Vermont Coffee Company raises $142,000 for homeless shelters and food shelves


Amidst their usual production efforts, Vermont Coffee Company teamed up with local organizations, including H.O.P.E, to lead a Covid-19 fundraising campaign last month. The organizations raised $142,000 for local homeless shelters and food shelves.

Middlebury-based Vermont Coffee Company successfully completed its campaign to match funds raised by local nonprofits, resulting in $142,000 given to local homeless shelters and food shelves impacted by the coronavirus pandemic.  

Lily Hinrichsen, brand manager of Vermont Coffee Company, said the widespread impact of the Covid-19 pandemic prompted the creation of the campaign. “We responded quickly to support our neighbors in need of food and shelter when Covid-19 started radically changing our lives,” she wrote in an email to The Campus. 

 The business partnered with organizations such as John Graham Shelter, the Committee on Temporary Shelter (COTS) and Addison County’s H.O.P.E. (Helping Overcome Poverty’s Effects). Vermont Coffee Company matched dollar-for-dollar every donation made towards these organizations with the goal of raising $100,000, a benchmark that was surpassed by almost 50% at the completion of the campaign in early April.  

Jeanne Montross, Executive Director of H.O.P.E., commented on the positive process of working with Vermont Coffee Company in this campaign. “Vermont Coffee Company is a very socially conscious and caring company,” Montross said. “When they offered to do the challenge grant, they did it quickly and efficiently. We met the match quickly as well.”

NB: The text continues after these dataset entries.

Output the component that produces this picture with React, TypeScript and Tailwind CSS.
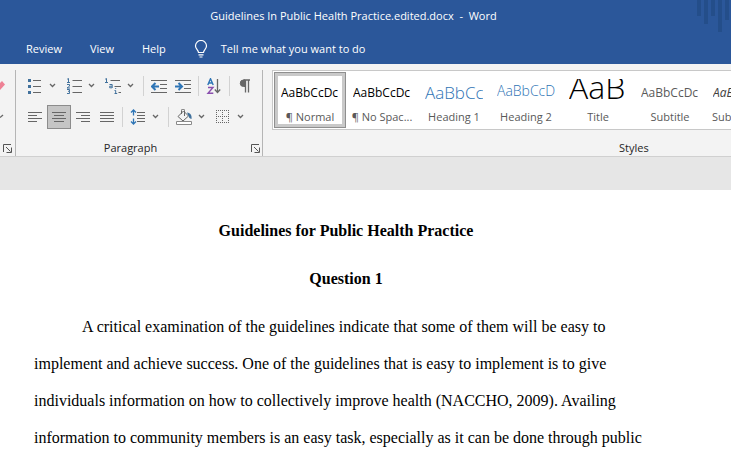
import type { ReactNode } from "react";
import clsx from "clsx";

const tabs = ["Review", "View", "Help"];

const styleItems = [
  { label: "¶ Normal", sample: "AaBbCcDc", look: "text-xs leading-7 text-black", selected: true },
  { label: "¶ No Spac...", sample: "AaBbCcDc", look: "text-xs leading-7 text-black" },
  { label: "Heading 1", sample: "AaBbCc", look: "text-[17px] leading-7 font-light text-[#2e74b5]" },
  { label: "Heading 2", sample: "AaBbCcD", look: "text-sm leading-6 font-light text-[#2e74b5]" },
  { label: "Title", sample: "AaB", look: "text-[32px] leading-4 font-light text-black" },
  { label: "Subtitle", sample: "AaBbCcDc", look: "text-xs leading-7 text-[#5a5a5a]" },
  { label: "Subtle Em...", sample: "AaBbCcDc", look: "text-xs leading-7 italic text-[#404040]" },
];

function Icon({ children }: { children: ReactNode }) {
  return (
    <svg width="16" height="16" viewBox="0 0 16 16" fill="none" stroke="#666" aria-hidden="true">
      {children}
    </svg>
  );
}

function Chevron() {
  return (
    <svg width="7" height="5" viewBox="0 0 7 5" fill="none" stroke="#666" strokeWidth="1.3" aria-hidden="true">
      <path d="M1 1l2.5 2.5L6 1" />
    </svg>
  );
}

function ToolButton({ label, active, children }: { label: string; active?: boolean; children: ReactNode }) {
  return (
    <button
      type="button"
      aria-label={label}
      aria-pressed={active}
      className={clsx(
        "flex h-6 w-6 shrink-0 items-center justify-center",
        active ? "border border-[#8c8c8c] bg-[#c5c5c5]" : "hover:bg-[#d5d5d5]"
      )}
    >
      {children}
    </button>
  );
}

function SplitButton({ label, children }: { label: string; children: ReactNode }) {
  return (
    <div className="flex items-center">
      <ToolButton label={label}>{children}</ToolButton>
      <button type="button" aria-label={`${label} options`} className="flex h-6 w-[15px] items-center pl-0.5">
        <Chevron />
      </button>
    </div>
  );
}

function Separator() {
  return <div className="mx-[3px] h-5 w-px bg-[#d2d2d2]" />;
}

function Launcher({ label }: { label: string }) {
  return (
    <button type="button" aria-label={label} className="flex h-4 items-center">
      <svg width="9" height="9" viewBox="0 0 9 9" fill="none" stroke="#555" aria-hidden="true">
        <path d="M.5 8V.5H8M3 3l4.5 4.5M8.500 3.500v5h-5" />
      </svg>
    </button>
  );
}

function FontGroup() {
  return (
    <div className="flex w-4 shrink-0 flex-col border-r border-[#b5b5b5]">
      <div className="flex h-[31px] items-center">
        <svg width="6" height="14" viewBox="0 0 6 14" aria-hidden="true">
          <path d="M0 4l2-2 3 3.500L0 11z" fill="#ee8195" />
        </svg>
      </div>
      <div className="flex h-[31px] items-center">
        <svg width="4" height="5" viewBox="0 0 4 5" fill="none" stroke="#666" strokeWidth="1.3" aria-hidden="true">
          <path d="M0 3.500L3 1" />
        </svg>
      </div>
      <div className="mt-2 flex justify-end pr-[3px]">
        <Launcher label="Font settings" />
      </div>
    </div>
  );
}

function ParagraphGroup() {
  return (
    <div className="flex w-[247px] shrink-0 flex-col border-r border-[#b5b5b5]">
      <div className="flex h-[31px] items-center pl-[7px]">
        <SplitButton label="Bullets">
          <Icon>
            <path d="M6 2.500h8M6 8.500h8M6 14.500h8" />
            <path d="M1 1h3v3H1zM1 7h3v3H1zM1 13h3v3H1z" fill="#41719c" stroke="none" />
          </Icon>
        </SplitButton>
        <SplitButton label="Numbering">
          <Icon>
            <path d="M6.500 2.500H16M6.500 8.500H16M6.500 14.500H16" />
            <path
              d="M1.200 1.200l1.300-.7v4M1 4.500h3M1 6.500h2.500v1.700L1 10h3M1 11.500h2.500v1.800H2M3.500 13.300v2.200H1"
              stroke="#41719c"
            />
          </Icon>
        </SplitButton>
        <SplitButton label="Multilevel list">
          <Icon>
            <path d="M5.500 2.500H15M9.500 8.500H16M13.500 14.500H16" />
            <path
              d="M.2 1.200l1.300-.7v4M0 4.500h3M4.500 6.500h2.700v3.500M7 8.200H4.700v1.600H7M9.500 12.500h1.200V16M9.500 15.500h2.700M10.200 10.500h1"
              stroke="#41719c"
            />
          </Icon>
        </SplitButton>
        <Separator />
        <ToolButton label="Decrease indent">
          <Icon>
            <path d="M0 2.500h16M9 6.500h7M9 10.500h7M0 14.500h16" />
            <path d="M8 8.500H1.500M4.500 5L1 8.500 4.500 12" stroke="#2e75b6" strokeWidth="2" />
          </Icon>
        </ToolButton>
        <ToolButton label="Increase indent">
          <Icon>
            <path d="M0 2.500h16M9 6.500h7M9 10.500h7M0 14.500h16" />
            <path d="M0 8.500h6.500M3.500 5L7 8.500 3.500 12" stroke="#2e75b6" strokeWidth="2" />
          </Icon>
        </ToolButton>
        <Separator />
        <ToolButton label="Sort">
          <Icon>
            <path d="M1.800 7L4.500.700 7.200 7M2.700 5h3.600" stroke="#2e75b6" strokeWidth="1.400" />
            <path d="M2 9.500h5L2 15.300h5.300" stroke="#8a4fae" strokeWidth="1.400" />
            <path d="M11.500 1v13M8.800 11.500l2.700 3 2.700-3" strokeWidth="1.300" />
          </Icon>
        </ToolButton>
        <Separator />
        <ToolButton label="Show paragraph marks">
          <Icon>
            <path d="M6.500 2H13M8.500 2v12.500M11.500 2v12.500" strokeWidth="1.300" />
            <path d="M8 8.500H6.500a3.200 3.200 0 010-6.500H8z" fill="#666" />
          </Icon>
        </ToolButton>
      </div>
      <div className="flex h-[31px] items-center pl-[7px]">
        <ToolButton label="Align left">
          <Icon>
            <path d="M1 3.500h14M1 6.500h9M1 9.500h14M1 12.500h9" />
          </Icon>
        </ToolButton>
        <ToolButton label="Center" active>
          <Icon>
            <path d="M1 3.500h14M3 6.500h10M1 9.500h14M3 12.500h10" />
          </Icon>
        </ToolButton>
        <ToolButton label="Align right">
          <Icon>
            <path d="M1 3.500h14M6 6.500h9M1 9.500h14M6 12.500h9" />
          </Icon>
        </ToolButton>
        <ToolButton label="Justify">
          <Icon>
            <path d="M1 3.500h14M1 6.500h14M1 9.500h14M1 12.500h14" />
          </Icon>
        </ToolButton>
        <Separator />
        <SplitButton label="Line spacing">
          <Icon>
            <path d="M7 3.500h8M7 6.500h8M7 9.500h8M7 12.500h8" />
            <path
              d="M3.500 1v5.500M1 3.500L3.500 1 6 3.500M3.500 9.500V15M1 12.500L3.500 15 6 12.500"
              stroke="#2e75b6"
              strokeWidth="1.300"
            />
          </Icon>
        </SplitButton>
        <Separator />
        <SplitButton label="Shading">
          <Icon>
            <path d="M2 7.500L7.500 2l5 5L7 12zM5.500 5V1.500a1.500 1.500 0 013 0V7" />
            <path d="M11 3.500c3.500.300 5 3 4.500 6.500-2-.300-2.500-1.500-3-3z" fill="#41719c" stroke="none" />
            <path d="M.5 12.500h15v3H.5z" fill="#fff" stroke="#8a8a8a" />
          </Icon>
        </SplitButton>
        <SplitButton label="Borders">
          <Icon>
            <path d="M1 1.500h13M1 7.500h13M1 13.500h13M1.500 1v13M7.500 1v13M13.500 1v13" strokeDasharray="1 1" />
          </Icon>
        </SplitButton>
      </div>
      <div className="mt-2 flex items-center pr-[2px] text-[11px] leading-4 text-[#262626]">
        <span className="flex-1 pr-1.5 text-center">Paragraph</span>
        <Launcher label="Paragraph settings" />
      </div>
    </div>
  );
}

function StylesGroup() {
  return (
    <div className="flex min-w-0 flex-1 flex-col overflow-hidden pl-[9px]">
      <div className="flex border border-r-0 border-[#c8c8c8] bg-white p-px">
        {styleItems.map((item) => (
          <button
            type="button"
            key={item.label}
            className={clsx(
              "flex h-14 w-[72px] shrink-0 flex-col items-center pt-[7px]",
              item.selected && "shadow-[inset_0_0_0_1px_#8f8f8f,inset_0_0_0_4px_#c9c9c9]"
            )}
          >
            <span className={clsx("block h-7 w-[58px] overflow-hidden text-left whitespace-nowrap", item.look)}>
              {item.sample}
            </span>
            <span className="mt-0.5 text-[11px] leading-4 whitespace-nowrap text-[#595959]">{item.label}</span>
          </button>
        ))}
      </div>
      <div className="mt-[10px] pl-[347px] text-[11px] leading-4 text-[#262626]">Styles</div>
    </div>
  );
}

export default function App() {
  return (
    <div className="flex h-screen flex-col overflow-hidden bg-[#e6e6e6] font-['Open_Sans',sans-serif]">
      <header className="relative shrink-0 bg-[#2b579a] text-[11px] text-white">
        <svg width="34" height="32" viewBox="0 0 34 32" className="absolute top-0 right-0" fill="#244e8a" aria-hidden="true">
          <path d="M0 0h4v16H0zM7 0h4v24H7zM14 0h4v16h-4zM21 0h4v32h-4zM28 0h4v20h-4z" />
        </svg>
        <div className="flex h-8 items-center justify-center pr-6 whitespace-pre">
          Guidelines In Public Health Practice.edited.docx  -  Word
        </div>
        <nav className="flex h-8 items-center gap-7 pt-0.5 pl-[26px]">
          {tabs.map((tab) => (
            <button type="button" key={tab}>
              {tab}
            </button>
          ))}
          <button type="button" className="flex items-center gap-[13px]">
            <svg width="14" height="18" viewBox="0 0 14 18" fill="none" stroke="#fff" strokeWidth="1.200" aria-hidden="true">
              <path d="M4.500 12.500c0-2.500-3-3.500-3-6.500a5.500 5.500 0 0111 0c0 3-3 4-3 6.500zM4.500 14.800h5M5.500 17h3" />
            </svg>
            Tell me what you want to do
          </button>
        </nav>
      </header>

      <section className="flex h-[93px] shrink-0 border-b border-[#d0d0d0] bg-[#f3f3f3] pt-[6px]">
        <FontGroup />
        <ParagraphGroup />
        <StylesGroup />
      </section>

      <main className="mt-[33px] flex-1 overflow-hidden bg-white pt-[22px] pl-[34px] font-['Liberation_Serif',serif] text-base leading-[37px] text-black">
        <article className="max-w-[624px]">
          <h1 className="mb-[11px] text-center font-bold">Guidelines for Public Health Practice</h1>
          <h2 className="mb-[11px] text-center font-bold">Question 1</h2>
          <p className="indent-12">
            A critical examination of the guidelines indicate that some of them will be easy to implement and achieve
            success. One of the guidelines that is easy to implement is to give individuals information on how to
            collectively improve health (NACCHO, 2009). Availing information to community members is an easy task,
            especially as it can be done through public
          </p>
        </article>
      </main>
    </div>
  );
}
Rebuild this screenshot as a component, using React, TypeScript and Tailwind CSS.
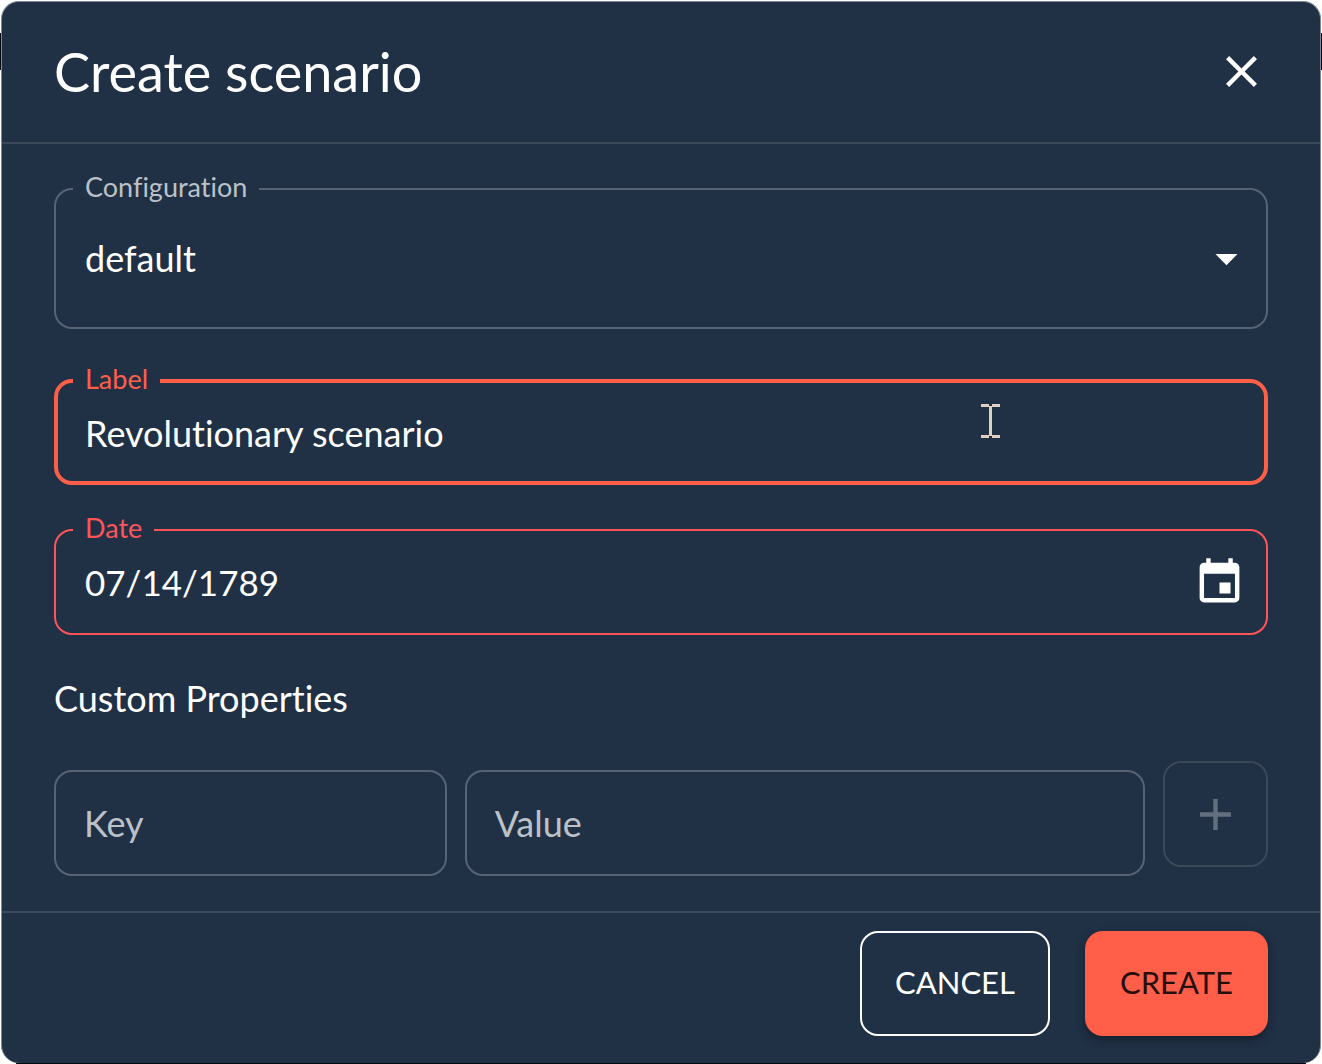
import { useState } from "react";
import type { ReactNode } from "react";
import { MdAdd, MdArrowDropDown, MdClose, MdEvent } from "react-icons/md";

const tones = {
  neutral: { box: "border-2 border-[#576373] px-[17px] pb-[14px]", label: "text-[#bcc1c7]" },
  active: { box: "border-4 border-[#ff5f49] px-[15px] pb-[10px]", label: "text-[#ff5f49]" },
  error: { box: "border-2 border-[#ff5459] px-[17px] pb-[13px]", label: "text-[#ff5459]" },
};

function OutlinedField({
  id,
  label,
  tone,
  children,
}: {
  id: string;
  label: string;
  tone: keyof typeof tones;
  children: ReactNode;
}) {
  return (
    <fieldset className={`min-w-0 rounded-[18px] ${tones[tone].box}`}>
      <legend className={`px-3 pb-1 text-[27px] leading-6 ${tones[tone].label}`}>
        <label htmlFor={id}>{label}</label>
      </legend>
      <div className="relative flex items-center pl-3">{children}</div>
    </fieldset>
  );
}

function TextCursor() {
  return (
    <svg
      className="pointer-events-none absolute top-[9px] right-[249px] h-[34px] w-[19px]"
      viewBox="0 0 19 34"
      fill="#dfd0c2"
      aria-hidden="true"
    >
      <path d="M0 0h8v2h3V0h8v3h-8v28h8v3h-8v-2H8v2H0v-3h8V3H0z" />
    </svg>
  );
}

const inputText = "min-w-0 flex-1 bg-transparent text-white outline-none";
const propertyInput =
  "h-[106px] w-full min-w-0 rounded-[18px] border-2 border-[#576373] bg-transparent px-7 text-4xl text-white outline-none placeholder:text-[#bcc1c7]";

export default function App() {
  const [label, setLabel] = useState("Revolutionary scenario");
  const [date, setDate] = useState("07/14/1789");

  return (
    <div className="relative bg-white px-px pt-px font-['Lato',sans-serif] text-white [font-variant-ligatures:no-common-ligatures]">
      <div className="absolute top-[33px] left-0 h-[37px] w-px bg-[#05080c]" />
      <div className="absolute top-[33px] right-0 h-[37px] w-px bg-[#05080c]" />
      <form
        role="dialog"
        aria-labelledby="dialog-title"
        className="rounded-[18px] border-x border-t border-[#7f8a96] bg-[#203045]"
        onSubmit={(e) => e.preventDefault()}
      >
        <header className="flex h-[142px] items-center justify-between border-b-2 border-[#3b4958] px-[52px]">
          <h1 id="dialog-title" className="text-[54px] leading-[72px]">
            Create scenario
          </h1>
          <button type="button" aria-label="Close" className="pb-0.5">
            <MdClose className="size-[53px]" />
          </button>
        </header>

        <div className="px-[52px] pt-[31px] pb-[35px]">
          <OutlinedField id="configuration" label="Configuration" tone="neutral">
            <select
              id="configuration"
              className={`h-[110px] appearance-none text-4xl ${inputText}`}
              defaultValue="default"
            >
              <option value="default">default</option>
            </select>
            <MdArrowDropDown className="pointer-events-none absolute -right-1 size-[53px]" />
          </OutlinedField>

          <div className="mt-[38px]">
            <OutlinedField id="label" label="Label" tone="active">
              <input
                id="label"
                className={`h-[76px] text-4xl ${inputText}`}
                value={label}
                onChange={(e) => setLabel(e.target.value)}
              />
              <TextCursor />
            </OutlinedField>
          </div>

          <div className="mt-[31px]">
            <OutlinedField id="date" label="Date" tone="error">
              <input
                id="date"
                className={`h-[76px] text-[35px] ${inputText}`}
                value={date}
                onChange={(e) => setDate(e.target.value)}
              />
              <button type="button" aria-label="Choose date" className="pr-[3px]">
                <MdEvent className="size-[53px]" />
              </button>
            </OutlinedField>
          </div>

          <h2 className="mt-[39px] text-4xl leading-[48px]">Custom Properties</h2>

          <div className="mt-[39px] grid grid-cols-[393fr_681fr_105px] gap-x-[18px]">
            <input aria-label="Key" placeholder="Key" className={`mt-[9px] ${propertyInput}`} />
            <input aria-label="Value" placeholder="Value" className={`mt-[9px] ${propertyInput}`} />
            <button
              type="button"
              disabled
              aria-label="Add property"
              className="flex h-[106px] items-center justify-center rounded-[18px] border-2 border-[#3b4958] text-[#636f7d]"
            >
              <MdAdd className="size-[53px]" />
            </button>
          </div>
        </div>

        <footer className="flex justify-end gap-[35px] border-t-2 border-[#3b4958] px-[52px] pt-[18px] pb-[27px]">
          <button
            type="button"
            className="h-[105px] rounded-[18px] border-2 border-white px-[33px] pb-0.5 text-[31px]"
          >
            CANCEL
          </button>
          <button
            type="submit"
            className="h-[105px] rounded-[18px] bg-[#ff5f49] px-[35px] pb-0.5 text-[31px] text-[#260e0b] shadow-[0_4px_10px_rgba(0,0,0,0.35)]"
          >
            CREATE
          </button>
        </footer>
      </form>
      <div className="mx-[15px] h-px bg-[#05080c]" />
    </div>
  );
}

Jubilee McGill, the John Graham Shelter’s primary coordinator for Covid-19 response, also expressed her gratitude in an interview with The Campus last week. “They’re just a company that’s doing a lot of amazing things in our area pretty much always, but it’s really ramped up in this time,” said McGill. “It’s been amazing to see.” 

Due to the pandemic, food shelves across America are feeling the stress of increased demand and are struggling to replenish their supplies. Donation challenges, such as the one undertaken by Vermont Coffee Company, are a way to ensure that food shelves have the funds to support their communities.

“[The campaign] was really helpful to us because now we need to purchase so much more food for people,” Montross said.  

Although the Vermont Coffee Company has stepped up to bolster the efforts of local nonprofits during this national crisis, they have a long history of philanthropy. The company has long since been known to donate products, funds and time to those in need. “They’re a company that kind of quietly helps out a lot behind the scenes for social and community service providers in the area,” said McGill.

Living in the context of these times, Montross emphasized the importance of empathy.

“Community means people coming together and caring about each other,” Montross said. “It’s about reaching out and thinking of other people. It’s people accepting help when they need it and giving it back when they can do it. Addison County is an amazingly warm, caring, and generous community.” 

Hinrichsen also cited community as the main reason behind the success of their donation challenge. “We couldn’t have done it without the generosity of our Vermont communities.”